### DATASET EXTRACT
-- Begin --
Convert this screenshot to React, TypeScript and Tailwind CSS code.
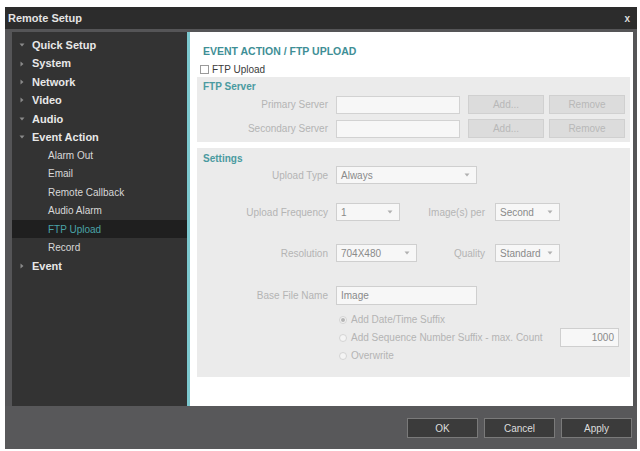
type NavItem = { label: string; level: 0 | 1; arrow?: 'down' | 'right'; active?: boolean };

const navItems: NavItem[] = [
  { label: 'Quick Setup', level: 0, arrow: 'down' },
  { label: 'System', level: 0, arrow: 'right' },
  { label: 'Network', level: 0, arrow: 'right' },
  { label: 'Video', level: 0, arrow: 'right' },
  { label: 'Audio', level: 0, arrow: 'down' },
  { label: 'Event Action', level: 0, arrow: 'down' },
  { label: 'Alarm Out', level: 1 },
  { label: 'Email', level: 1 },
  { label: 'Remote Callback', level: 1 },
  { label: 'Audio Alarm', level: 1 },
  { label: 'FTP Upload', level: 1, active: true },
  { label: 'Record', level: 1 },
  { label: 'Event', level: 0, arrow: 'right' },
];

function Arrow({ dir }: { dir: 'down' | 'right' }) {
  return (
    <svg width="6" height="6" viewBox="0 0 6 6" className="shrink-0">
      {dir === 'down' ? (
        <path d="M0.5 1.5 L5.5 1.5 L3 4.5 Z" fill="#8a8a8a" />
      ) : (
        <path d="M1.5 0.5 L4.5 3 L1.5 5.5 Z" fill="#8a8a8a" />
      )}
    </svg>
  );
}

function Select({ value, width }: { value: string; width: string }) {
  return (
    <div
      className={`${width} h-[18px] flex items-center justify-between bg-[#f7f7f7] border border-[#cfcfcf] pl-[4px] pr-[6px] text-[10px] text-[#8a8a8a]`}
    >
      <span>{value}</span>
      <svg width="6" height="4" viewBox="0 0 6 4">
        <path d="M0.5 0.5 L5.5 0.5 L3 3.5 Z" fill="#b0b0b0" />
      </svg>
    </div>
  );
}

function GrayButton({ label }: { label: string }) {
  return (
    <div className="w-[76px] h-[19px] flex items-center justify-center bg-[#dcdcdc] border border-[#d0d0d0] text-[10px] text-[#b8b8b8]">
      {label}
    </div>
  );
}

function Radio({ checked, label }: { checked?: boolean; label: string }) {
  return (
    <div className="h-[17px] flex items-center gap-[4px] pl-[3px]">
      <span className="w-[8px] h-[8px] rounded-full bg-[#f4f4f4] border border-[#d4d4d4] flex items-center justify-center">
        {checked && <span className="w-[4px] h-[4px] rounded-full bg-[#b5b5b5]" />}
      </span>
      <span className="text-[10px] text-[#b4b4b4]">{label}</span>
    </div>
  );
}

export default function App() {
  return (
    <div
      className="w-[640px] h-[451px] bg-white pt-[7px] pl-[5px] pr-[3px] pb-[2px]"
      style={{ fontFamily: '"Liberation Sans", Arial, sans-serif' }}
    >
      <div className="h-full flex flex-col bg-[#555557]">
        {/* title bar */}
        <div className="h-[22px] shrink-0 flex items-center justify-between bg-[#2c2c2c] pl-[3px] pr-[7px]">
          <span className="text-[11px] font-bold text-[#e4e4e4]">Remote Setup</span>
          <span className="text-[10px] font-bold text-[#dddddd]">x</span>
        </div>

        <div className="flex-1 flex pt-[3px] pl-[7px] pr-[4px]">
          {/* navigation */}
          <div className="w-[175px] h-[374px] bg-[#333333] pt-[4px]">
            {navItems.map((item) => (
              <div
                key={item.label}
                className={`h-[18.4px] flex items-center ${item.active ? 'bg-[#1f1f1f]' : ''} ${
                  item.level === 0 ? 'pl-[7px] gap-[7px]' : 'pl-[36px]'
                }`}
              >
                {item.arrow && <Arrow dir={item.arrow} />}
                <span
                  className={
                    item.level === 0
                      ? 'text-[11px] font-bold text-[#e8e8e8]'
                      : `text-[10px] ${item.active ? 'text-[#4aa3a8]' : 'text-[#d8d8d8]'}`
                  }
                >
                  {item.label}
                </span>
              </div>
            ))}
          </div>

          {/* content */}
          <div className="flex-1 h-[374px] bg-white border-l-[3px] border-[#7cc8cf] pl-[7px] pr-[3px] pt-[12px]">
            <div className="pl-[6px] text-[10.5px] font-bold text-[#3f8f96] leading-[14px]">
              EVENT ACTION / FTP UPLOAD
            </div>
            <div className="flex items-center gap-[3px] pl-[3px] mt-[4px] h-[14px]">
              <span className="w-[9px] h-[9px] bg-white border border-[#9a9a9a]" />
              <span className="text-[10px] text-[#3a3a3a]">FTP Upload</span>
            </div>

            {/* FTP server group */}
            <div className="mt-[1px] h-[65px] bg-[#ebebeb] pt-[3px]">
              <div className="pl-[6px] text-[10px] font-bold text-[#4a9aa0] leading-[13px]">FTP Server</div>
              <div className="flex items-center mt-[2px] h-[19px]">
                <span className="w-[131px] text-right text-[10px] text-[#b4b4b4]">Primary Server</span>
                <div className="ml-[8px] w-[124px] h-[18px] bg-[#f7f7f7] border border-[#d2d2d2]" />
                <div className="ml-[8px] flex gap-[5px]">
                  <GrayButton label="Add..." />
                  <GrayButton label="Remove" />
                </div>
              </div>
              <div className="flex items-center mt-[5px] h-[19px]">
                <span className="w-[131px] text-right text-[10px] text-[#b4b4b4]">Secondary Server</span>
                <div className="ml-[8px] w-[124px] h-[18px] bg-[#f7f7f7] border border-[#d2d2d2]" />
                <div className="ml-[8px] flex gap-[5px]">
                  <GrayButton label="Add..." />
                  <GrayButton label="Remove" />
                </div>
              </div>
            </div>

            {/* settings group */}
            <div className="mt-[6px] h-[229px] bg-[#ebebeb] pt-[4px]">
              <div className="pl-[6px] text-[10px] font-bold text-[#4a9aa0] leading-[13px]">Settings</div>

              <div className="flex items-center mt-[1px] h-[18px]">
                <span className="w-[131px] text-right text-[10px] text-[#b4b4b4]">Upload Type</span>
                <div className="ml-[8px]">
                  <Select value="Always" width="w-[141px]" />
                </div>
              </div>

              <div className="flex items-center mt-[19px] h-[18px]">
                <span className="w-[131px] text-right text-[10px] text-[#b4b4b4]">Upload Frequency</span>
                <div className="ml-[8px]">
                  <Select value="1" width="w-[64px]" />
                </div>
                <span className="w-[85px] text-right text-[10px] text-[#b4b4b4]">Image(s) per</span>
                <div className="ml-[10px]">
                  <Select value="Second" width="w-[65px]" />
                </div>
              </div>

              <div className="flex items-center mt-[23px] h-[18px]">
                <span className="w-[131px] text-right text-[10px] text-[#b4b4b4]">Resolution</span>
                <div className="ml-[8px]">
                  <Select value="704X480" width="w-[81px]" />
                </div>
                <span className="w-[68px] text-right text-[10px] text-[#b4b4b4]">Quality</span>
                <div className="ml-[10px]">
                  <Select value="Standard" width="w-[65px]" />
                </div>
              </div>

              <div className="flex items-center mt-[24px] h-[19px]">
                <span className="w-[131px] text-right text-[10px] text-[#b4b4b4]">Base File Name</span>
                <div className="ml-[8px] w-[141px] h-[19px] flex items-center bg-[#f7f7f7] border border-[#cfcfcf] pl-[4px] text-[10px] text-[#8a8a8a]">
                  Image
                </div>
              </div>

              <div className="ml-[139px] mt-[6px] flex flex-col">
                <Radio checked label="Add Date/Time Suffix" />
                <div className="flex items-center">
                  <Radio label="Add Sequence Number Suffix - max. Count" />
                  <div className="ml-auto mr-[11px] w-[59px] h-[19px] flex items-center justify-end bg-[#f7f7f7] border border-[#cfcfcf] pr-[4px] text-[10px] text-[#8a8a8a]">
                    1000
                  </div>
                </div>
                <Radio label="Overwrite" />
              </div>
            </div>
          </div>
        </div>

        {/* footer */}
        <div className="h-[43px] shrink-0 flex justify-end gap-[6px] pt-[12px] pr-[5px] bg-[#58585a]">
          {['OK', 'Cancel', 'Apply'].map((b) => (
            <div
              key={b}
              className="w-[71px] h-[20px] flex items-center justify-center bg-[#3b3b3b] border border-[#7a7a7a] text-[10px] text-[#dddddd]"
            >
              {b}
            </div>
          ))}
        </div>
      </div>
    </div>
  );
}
-- End --
### BRIEF
Restate the data word for word from its first line through the line with "string; level: 0", leaving out any picture along the way.

### FULL ANSWER
Convert this screenshot to React, TypeScript and Tailwind CSS code.
type NavItem = { label: string; level: 0 | 1; arrow?: 'down' | 'right'; active?: boolean };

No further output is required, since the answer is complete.